[Exercise material start]
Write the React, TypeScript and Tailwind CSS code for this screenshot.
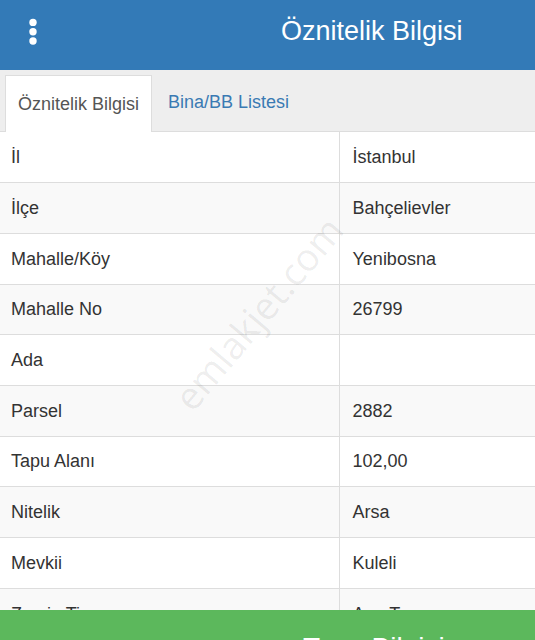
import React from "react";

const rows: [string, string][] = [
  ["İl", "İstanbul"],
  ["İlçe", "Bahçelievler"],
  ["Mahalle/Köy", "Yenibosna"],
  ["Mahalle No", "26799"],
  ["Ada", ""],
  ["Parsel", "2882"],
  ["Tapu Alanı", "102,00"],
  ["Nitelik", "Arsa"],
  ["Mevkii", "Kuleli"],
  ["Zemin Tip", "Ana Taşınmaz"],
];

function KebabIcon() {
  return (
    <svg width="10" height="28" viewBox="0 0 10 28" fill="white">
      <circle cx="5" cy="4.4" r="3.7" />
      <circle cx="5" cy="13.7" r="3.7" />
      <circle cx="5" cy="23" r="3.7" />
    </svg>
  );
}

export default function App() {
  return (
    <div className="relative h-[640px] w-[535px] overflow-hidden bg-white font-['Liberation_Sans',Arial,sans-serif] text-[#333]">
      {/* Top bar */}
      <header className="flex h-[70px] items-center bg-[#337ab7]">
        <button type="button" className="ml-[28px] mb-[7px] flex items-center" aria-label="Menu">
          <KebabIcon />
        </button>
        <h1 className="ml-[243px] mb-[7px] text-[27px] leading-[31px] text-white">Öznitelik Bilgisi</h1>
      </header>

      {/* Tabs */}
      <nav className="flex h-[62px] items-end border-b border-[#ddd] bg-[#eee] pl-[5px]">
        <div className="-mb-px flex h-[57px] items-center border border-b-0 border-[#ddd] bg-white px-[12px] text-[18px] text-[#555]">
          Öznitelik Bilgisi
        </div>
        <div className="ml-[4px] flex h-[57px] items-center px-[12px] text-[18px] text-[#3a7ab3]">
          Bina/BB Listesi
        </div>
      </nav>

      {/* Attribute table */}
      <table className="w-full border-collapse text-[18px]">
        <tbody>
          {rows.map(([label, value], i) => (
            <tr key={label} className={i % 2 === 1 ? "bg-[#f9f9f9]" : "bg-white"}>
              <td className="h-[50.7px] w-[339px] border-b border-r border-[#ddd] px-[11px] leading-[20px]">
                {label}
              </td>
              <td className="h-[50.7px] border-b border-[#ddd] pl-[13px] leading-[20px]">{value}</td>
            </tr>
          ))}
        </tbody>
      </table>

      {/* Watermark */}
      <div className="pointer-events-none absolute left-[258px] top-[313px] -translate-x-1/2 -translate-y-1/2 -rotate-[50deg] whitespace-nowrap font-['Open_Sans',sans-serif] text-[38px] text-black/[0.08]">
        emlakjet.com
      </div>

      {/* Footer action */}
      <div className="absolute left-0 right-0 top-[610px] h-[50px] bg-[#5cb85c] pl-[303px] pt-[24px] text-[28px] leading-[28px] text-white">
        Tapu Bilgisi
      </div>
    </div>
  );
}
[Exercise material end]
[Exercise material start]
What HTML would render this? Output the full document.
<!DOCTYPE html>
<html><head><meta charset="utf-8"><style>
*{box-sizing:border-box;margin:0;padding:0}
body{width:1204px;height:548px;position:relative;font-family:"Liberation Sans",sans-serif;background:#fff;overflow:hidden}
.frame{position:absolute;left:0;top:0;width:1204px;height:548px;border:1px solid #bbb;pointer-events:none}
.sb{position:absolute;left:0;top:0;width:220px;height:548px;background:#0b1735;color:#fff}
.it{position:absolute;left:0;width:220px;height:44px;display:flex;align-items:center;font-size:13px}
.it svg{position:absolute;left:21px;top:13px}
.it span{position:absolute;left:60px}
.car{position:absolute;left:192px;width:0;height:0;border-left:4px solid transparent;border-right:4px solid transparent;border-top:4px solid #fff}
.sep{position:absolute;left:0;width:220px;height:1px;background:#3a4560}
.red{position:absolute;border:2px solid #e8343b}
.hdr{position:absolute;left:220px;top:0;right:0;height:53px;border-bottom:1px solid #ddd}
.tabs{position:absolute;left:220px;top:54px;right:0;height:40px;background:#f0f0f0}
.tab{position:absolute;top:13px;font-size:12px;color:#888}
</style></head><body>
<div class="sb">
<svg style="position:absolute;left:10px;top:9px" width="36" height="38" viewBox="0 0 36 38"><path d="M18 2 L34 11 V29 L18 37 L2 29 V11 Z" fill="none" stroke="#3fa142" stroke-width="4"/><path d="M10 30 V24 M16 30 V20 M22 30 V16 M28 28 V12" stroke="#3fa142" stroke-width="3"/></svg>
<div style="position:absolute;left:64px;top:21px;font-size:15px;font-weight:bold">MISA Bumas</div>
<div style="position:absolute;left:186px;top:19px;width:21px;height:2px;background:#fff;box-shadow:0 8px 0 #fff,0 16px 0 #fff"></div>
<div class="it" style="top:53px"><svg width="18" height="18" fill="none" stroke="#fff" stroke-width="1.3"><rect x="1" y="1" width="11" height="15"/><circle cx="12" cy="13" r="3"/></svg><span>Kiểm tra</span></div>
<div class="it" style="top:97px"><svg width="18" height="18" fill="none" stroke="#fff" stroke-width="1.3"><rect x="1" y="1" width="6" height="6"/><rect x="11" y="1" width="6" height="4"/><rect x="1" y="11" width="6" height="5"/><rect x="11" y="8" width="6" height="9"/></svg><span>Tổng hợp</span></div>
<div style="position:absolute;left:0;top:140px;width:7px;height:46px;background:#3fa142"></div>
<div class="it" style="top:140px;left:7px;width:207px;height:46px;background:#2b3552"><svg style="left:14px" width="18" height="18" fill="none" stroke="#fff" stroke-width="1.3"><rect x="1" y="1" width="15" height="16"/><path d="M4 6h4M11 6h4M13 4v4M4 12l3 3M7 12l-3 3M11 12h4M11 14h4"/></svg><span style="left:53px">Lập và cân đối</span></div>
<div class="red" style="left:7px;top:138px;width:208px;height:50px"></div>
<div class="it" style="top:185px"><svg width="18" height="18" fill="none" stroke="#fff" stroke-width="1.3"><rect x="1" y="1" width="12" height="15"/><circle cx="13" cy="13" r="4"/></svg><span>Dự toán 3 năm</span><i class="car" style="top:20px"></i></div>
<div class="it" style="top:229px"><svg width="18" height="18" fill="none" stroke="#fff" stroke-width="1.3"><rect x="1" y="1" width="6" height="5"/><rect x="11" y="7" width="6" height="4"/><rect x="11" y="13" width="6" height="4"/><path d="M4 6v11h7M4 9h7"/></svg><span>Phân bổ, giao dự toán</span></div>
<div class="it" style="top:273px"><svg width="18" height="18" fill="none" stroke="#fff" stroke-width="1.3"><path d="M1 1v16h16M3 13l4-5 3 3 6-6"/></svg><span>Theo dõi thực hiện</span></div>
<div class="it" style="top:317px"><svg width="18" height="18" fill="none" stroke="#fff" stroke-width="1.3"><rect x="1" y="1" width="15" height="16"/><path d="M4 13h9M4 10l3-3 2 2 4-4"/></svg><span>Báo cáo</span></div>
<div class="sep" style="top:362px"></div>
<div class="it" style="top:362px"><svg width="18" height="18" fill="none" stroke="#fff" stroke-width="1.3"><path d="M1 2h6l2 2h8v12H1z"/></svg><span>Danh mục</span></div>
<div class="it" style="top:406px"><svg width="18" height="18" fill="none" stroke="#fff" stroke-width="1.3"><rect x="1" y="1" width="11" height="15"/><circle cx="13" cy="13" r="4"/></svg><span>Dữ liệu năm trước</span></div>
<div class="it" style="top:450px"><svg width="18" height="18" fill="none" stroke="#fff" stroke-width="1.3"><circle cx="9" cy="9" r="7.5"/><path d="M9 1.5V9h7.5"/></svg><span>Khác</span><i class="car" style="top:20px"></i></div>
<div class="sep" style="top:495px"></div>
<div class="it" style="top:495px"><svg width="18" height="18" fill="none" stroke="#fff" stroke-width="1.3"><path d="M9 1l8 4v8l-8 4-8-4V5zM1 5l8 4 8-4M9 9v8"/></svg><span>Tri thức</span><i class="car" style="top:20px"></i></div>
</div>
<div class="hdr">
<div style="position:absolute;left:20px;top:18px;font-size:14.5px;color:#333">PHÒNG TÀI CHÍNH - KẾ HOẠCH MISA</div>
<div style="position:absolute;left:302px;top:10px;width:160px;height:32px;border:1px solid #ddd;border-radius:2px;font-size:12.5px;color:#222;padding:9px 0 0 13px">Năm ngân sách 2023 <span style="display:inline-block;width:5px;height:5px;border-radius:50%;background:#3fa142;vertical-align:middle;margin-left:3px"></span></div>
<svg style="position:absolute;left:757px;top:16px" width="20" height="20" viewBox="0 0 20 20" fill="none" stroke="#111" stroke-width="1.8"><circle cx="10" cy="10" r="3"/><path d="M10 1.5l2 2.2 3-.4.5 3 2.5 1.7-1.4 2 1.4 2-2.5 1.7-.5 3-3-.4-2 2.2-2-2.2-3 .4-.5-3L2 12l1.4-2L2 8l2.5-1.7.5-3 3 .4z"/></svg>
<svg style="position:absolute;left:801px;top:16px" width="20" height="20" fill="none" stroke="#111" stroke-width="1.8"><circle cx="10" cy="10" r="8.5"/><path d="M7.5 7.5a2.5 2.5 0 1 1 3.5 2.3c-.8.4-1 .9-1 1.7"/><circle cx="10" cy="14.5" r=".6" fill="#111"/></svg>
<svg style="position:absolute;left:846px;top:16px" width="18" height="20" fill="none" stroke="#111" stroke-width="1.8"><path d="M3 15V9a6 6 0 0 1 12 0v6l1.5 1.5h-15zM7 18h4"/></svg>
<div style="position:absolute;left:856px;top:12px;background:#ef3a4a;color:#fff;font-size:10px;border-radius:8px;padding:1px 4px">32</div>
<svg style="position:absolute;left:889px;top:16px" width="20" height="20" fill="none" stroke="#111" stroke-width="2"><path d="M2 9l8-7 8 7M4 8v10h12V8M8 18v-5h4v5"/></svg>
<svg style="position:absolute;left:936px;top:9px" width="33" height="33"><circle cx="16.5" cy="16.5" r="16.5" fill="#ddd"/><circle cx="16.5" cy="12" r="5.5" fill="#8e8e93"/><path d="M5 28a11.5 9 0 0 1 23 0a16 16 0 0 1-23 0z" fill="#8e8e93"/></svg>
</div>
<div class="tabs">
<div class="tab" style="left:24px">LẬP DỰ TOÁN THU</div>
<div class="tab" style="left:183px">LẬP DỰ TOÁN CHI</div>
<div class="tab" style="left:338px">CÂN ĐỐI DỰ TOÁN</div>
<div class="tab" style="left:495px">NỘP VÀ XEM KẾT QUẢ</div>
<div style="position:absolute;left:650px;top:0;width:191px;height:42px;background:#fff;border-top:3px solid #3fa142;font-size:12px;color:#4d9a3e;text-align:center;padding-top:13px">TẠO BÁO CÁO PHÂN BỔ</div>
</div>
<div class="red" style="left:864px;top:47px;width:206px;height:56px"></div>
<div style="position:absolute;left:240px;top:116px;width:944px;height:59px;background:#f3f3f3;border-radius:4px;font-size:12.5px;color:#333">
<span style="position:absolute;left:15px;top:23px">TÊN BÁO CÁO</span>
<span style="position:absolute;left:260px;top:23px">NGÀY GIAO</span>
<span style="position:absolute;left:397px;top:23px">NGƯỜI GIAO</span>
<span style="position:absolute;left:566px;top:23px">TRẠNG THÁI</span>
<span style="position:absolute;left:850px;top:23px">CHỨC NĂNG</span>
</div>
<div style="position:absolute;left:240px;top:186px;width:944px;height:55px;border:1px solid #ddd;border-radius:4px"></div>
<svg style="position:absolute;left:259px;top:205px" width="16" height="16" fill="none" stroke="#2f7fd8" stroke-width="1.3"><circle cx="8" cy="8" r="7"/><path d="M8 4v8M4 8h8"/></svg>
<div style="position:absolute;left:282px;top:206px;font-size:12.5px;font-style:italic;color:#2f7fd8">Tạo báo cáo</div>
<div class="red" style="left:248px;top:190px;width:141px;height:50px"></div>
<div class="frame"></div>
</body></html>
[Exercise material end]
Quote word for word only the lines above from the one containing "Write the React, TypeScript" through the one containing "import React from". Pictures stay out of your copy.

Write the React, TypeScript and Tailwind CSS code for this screenshot.
import React from "react";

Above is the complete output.